▸ Goal
Pull each line holding the word "this" from the data.

▸ Data rows
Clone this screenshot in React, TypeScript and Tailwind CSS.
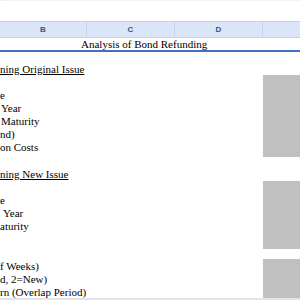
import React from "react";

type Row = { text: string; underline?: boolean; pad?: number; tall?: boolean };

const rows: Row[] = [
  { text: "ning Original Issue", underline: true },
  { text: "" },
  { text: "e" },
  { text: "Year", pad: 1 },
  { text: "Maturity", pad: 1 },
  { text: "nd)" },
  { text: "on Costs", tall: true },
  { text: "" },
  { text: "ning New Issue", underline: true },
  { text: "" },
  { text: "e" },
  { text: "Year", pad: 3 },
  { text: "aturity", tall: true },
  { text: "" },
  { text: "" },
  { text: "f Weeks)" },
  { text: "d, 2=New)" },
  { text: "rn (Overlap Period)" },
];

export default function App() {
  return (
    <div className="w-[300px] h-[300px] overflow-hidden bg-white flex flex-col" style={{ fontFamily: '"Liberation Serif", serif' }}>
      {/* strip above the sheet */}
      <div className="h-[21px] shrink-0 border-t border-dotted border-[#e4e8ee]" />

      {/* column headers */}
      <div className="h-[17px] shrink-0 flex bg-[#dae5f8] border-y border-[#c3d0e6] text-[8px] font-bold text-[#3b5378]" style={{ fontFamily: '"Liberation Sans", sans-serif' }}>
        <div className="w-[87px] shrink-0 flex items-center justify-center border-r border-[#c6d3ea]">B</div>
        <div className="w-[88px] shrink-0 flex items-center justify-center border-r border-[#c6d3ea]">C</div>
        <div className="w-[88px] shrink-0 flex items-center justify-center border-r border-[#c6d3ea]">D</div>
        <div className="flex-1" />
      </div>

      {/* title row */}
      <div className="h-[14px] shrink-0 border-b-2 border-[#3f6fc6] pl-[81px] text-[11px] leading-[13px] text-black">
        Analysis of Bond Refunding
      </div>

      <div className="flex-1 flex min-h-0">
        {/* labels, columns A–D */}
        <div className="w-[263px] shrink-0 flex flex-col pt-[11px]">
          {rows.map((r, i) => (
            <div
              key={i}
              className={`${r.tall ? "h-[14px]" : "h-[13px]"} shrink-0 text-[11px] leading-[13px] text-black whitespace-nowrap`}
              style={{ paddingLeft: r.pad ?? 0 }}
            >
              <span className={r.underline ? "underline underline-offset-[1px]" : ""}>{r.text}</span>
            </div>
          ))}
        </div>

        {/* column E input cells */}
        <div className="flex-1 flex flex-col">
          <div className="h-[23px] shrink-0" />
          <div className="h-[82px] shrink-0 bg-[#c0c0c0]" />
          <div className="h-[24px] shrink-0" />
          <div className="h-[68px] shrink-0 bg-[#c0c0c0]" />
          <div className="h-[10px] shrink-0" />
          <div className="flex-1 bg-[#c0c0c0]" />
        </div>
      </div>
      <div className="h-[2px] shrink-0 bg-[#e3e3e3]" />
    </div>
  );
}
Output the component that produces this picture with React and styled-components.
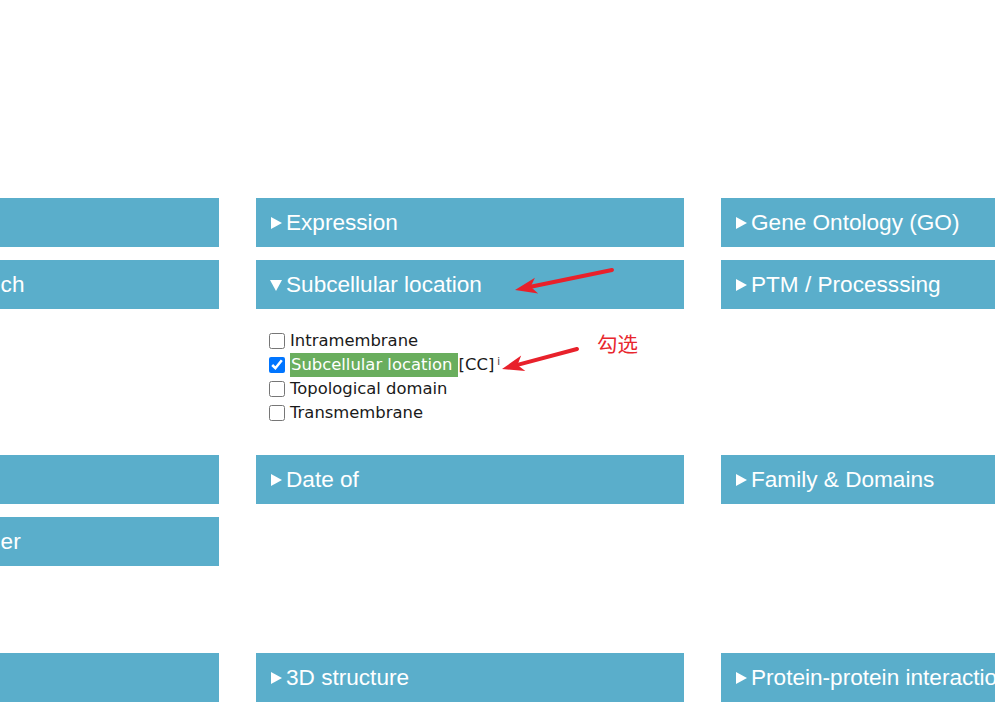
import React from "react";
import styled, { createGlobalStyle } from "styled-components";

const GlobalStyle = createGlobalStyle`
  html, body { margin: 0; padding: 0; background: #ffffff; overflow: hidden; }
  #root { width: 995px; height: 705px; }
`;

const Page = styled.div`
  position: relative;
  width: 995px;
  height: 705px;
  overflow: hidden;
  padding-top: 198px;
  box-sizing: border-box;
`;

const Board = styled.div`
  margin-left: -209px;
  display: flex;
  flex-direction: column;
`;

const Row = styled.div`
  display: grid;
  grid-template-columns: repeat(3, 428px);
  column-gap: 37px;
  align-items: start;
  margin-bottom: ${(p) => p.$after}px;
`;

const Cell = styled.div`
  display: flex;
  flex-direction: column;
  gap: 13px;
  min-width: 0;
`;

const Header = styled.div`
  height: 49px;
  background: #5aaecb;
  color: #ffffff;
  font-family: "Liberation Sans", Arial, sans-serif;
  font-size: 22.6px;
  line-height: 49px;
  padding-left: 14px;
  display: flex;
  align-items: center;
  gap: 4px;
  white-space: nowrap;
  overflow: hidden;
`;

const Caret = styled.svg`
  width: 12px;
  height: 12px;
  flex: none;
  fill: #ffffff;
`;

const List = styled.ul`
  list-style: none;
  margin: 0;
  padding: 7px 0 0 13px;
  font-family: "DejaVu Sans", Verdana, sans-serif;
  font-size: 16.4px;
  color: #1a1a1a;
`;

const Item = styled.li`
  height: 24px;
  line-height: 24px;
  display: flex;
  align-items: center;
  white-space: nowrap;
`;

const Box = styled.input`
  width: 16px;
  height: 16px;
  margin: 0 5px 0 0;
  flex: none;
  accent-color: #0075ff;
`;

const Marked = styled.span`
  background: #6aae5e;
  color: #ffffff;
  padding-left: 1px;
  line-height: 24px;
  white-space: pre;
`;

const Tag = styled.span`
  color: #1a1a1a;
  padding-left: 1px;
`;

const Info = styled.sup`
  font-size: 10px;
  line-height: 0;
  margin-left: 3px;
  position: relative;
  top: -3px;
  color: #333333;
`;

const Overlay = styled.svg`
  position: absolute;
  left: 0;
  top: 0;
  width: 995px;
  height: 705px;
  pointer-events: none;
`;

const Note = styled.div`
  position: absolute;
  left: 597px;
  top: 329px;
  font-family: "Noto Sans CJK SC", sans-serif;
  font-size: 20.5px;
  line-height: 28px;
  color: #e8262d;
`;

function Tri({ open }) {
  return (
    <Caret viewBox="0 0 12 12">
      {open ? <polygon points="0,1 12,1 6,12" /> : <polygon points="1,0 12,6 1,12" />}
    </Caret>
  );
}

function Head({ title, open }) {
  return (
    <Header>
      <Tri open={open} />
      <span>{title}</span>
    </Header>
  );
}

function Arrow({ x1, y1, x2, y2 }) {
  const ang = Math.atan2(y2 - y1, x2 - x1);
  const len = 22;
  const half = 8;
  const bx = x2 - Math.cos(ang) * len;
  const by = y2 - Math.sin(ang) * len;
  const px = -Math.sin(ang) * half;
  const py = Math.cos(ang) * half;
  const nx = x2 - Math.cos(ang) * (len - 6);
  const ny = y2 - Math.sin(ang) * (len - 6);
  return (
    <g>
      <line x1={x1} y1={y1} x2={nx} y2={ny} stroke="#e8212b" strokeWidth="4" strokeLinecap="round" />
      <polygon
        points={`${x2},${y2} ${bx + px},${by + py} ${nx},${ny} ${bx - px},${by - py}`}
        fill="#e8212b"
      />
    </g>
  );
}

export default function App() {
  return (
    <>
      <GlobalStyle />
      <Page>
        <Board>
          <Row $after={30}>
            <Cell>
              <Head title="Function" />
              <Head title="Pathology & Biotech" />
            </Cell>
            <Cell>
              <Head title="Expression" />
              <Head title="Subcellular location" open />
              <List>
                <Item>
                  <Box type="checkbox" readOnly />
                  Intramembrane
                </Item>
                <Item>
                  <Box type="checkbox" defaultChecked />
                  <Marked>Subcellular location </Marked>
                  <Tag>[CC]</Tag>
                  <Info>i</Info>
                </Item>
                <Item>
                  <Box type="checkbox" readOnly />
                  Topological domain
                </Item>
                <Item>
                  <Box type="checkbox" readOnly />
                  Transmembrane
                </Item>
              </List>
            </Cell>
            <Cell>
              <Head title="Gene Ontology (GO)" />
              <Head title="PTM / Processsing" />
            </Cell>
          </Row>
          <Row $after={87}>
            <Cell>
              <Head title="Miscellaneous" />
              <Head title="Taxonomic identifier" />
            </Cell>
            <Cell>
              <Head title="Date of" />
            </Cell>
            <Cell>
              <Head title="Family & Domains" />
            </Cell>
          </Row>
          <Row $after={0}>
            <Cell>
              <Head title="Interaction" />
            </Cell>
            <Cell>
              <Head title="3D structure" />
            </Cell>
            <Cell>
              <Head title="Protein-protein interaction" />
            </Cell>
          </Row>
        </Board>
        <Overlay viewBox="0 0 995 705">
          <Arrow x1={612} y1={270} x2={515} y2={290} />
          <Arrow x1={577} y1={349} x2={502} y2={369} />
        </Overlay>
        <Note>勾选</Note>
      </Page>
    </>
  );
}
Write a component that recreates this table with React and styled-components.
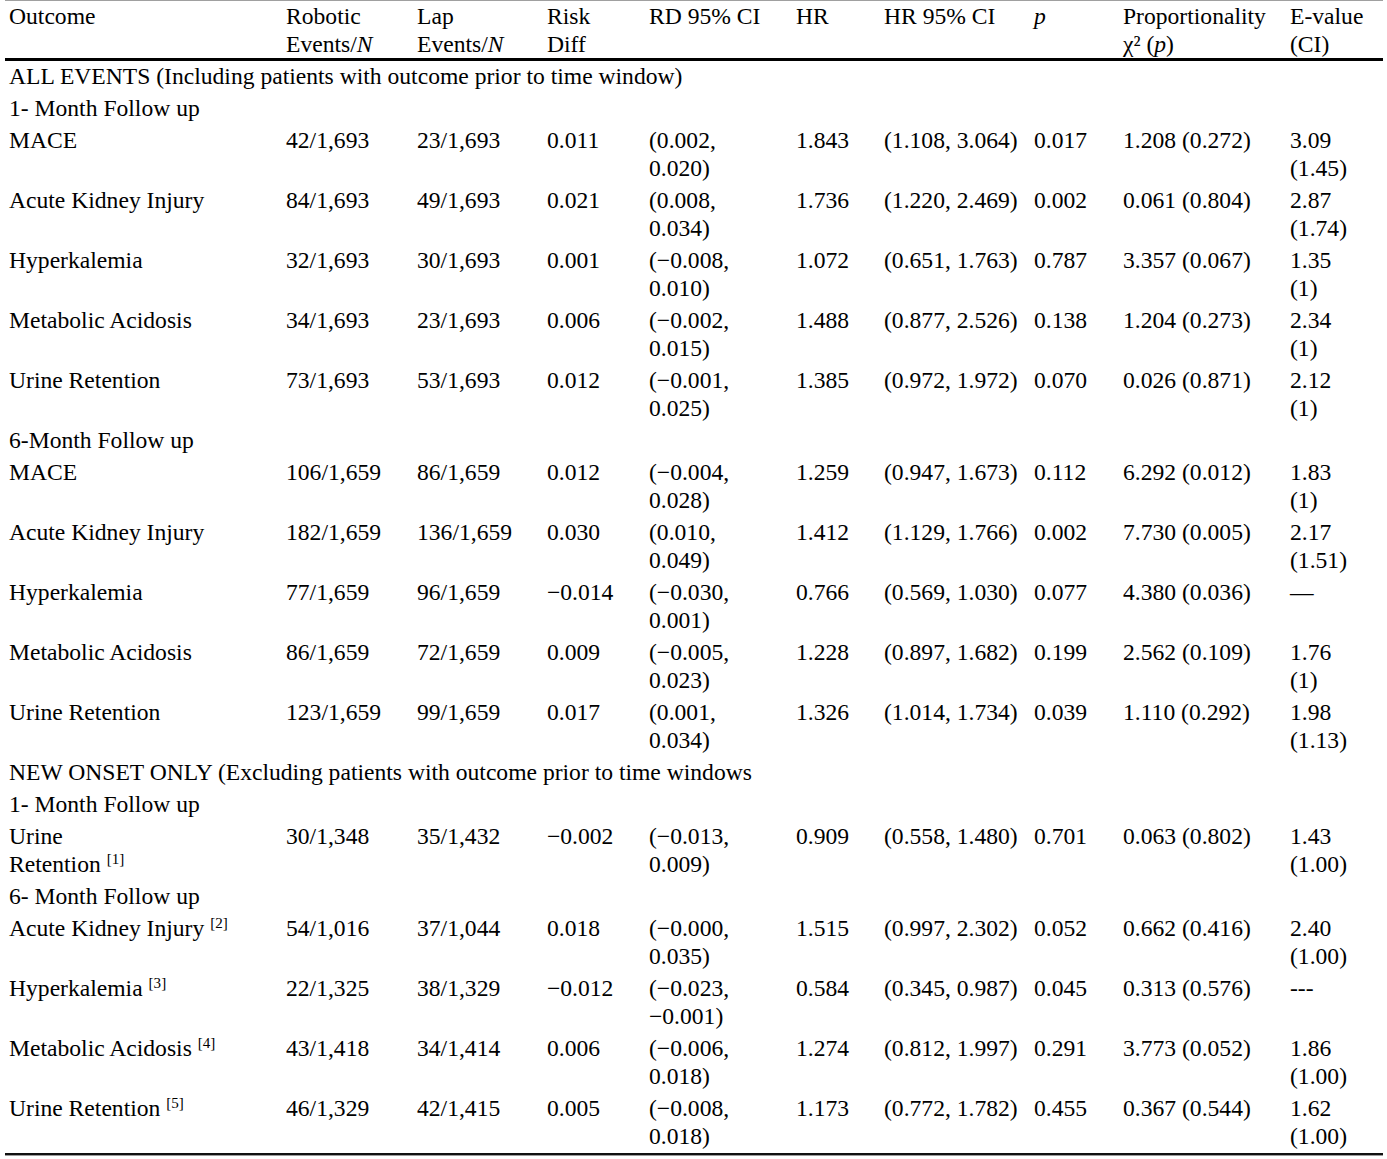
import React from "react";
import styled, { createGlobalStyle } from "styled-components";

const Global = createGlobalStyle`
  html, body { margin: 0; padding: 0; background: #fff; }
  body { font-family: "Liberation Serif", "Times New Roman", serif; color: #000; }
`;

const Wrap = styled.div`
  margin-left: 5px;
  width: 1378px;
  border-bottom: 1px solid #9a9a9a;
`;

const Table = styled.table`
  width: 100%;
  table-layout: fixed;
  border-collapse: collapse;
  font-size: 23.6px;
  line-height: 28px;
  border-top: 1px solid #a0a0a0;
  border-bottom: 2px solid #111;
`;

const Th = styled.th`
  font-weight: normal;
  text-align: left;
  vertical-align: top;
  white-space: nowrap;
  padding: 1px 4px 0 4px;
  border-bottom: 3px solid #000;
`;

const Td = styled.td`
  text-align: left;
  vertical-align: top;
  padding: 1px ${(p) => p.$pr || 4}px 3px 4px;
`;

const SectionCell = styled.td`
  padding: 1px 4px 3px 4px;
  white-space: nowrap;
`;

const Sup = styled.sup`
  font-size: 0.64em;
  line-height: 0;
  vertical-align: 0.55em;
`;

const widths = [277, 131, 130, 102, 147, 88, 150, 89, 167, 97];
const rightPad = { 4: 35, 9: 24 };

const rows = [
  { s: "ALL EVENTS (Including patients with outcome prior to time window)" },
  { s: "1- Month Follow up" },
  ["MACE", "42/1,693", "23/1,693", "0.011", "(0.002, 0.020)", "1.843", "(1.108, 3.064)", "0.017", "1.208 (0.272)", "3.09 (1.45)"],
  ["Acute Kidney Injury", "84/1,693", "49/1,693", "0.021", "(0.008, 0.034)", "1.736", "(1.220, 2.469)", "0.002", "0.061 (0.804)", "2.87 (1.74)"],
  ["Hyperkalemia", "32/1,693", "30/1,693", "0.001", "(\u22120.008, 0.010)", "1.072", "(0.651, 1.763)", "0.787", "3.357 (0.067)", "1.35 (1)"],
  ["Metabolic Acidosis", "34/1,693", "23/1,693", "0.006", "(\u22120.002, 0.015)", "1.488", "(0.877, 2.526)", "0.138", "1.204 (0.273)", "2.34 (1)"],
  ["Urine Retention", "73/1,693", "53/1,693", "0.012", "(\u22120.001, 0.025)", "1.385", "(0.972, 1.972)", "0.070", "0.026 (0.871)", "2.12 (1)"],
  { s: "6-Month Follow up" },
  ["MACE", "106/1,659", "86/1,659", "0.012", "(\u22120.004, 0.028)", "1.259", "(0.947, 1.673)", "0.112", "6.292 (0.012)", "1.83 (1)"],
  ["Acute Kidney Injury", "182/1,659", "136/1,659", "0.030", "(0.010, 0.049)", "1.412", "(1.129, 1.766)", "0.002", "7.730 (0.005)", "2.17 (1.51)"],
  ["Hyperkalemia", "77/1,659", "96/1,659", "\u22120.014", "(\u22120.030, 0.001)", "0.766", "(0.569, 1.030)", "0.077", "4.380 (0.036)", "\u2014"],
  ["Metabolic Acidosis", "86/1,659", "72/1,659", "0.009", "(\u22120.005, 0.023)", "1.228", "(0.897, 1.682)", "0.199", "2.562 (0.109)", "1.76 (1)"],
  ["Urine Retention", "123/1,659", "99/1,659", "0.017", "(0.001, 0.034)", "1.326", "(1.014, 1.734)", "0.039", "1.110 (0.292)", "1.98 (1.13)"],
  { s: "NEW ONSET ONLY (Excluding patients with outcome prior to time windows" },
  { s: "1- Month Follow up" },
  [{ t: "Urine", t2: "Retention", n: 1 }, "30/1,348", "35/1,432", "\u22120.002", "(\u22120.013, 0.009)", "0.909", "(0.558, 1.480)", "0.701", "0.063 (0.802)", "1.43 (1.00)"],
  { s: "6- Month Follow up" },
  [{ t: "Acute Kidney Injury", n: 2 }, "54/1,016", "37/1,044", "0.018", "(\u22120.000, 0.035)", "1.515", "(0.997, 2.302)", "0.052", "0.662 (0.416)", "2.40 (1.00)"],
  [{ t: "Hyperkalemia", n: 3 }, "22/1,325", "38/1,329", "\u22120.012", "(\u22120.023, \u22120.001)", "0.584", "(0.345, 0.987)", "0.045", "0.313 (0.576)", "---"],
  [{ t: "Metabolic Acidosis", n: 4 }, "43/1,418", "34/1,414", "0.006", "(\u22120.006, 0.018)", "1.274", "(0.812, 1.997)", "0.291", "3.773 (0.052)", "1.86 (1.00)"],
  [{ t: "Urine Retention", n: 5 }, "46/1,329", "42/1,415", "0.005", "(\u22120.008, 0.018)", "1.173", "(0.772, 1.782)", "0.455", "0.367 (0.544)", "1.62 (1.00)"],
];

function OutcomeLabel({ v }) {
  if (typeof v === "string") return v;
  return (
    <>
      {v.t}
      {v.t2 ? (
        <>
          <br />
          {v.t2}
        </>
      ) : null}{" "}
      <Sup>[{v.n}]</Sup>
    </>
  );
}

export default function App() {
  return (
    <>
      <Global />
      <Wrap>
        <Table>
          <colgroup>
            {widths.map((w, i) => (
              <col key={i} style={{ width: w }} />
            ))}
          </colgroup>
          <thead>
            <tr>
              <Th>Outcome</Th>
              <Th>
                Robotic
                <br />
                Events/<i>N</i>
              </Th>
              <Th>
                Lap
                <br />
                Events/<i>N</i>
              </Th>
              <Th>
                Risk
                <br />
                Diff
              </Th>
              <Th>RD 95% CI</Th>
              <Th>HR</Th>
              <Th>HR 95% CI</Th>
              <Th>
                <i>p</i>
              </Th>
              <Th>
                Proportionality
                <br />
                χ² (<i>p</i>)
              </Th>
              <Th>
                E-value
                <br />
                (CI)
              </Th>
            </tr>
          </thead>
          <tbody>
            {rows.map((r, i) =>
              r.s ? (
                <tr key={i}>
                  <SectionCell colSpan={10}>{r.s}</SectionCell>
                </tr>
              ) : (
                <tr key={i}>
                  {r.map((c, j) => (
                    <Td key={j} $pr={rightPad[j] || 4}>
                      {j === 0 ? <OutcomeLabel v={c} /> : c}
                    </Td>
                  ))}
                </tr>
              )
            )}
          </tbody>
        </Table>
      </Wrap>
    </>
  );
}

▸ Written answer
Clone this screenshot in React, TypeScript and Tailwind CSS.
Output the component that produces this picture with React and styled-components.
Write a component that recreates this table with React and styled-components.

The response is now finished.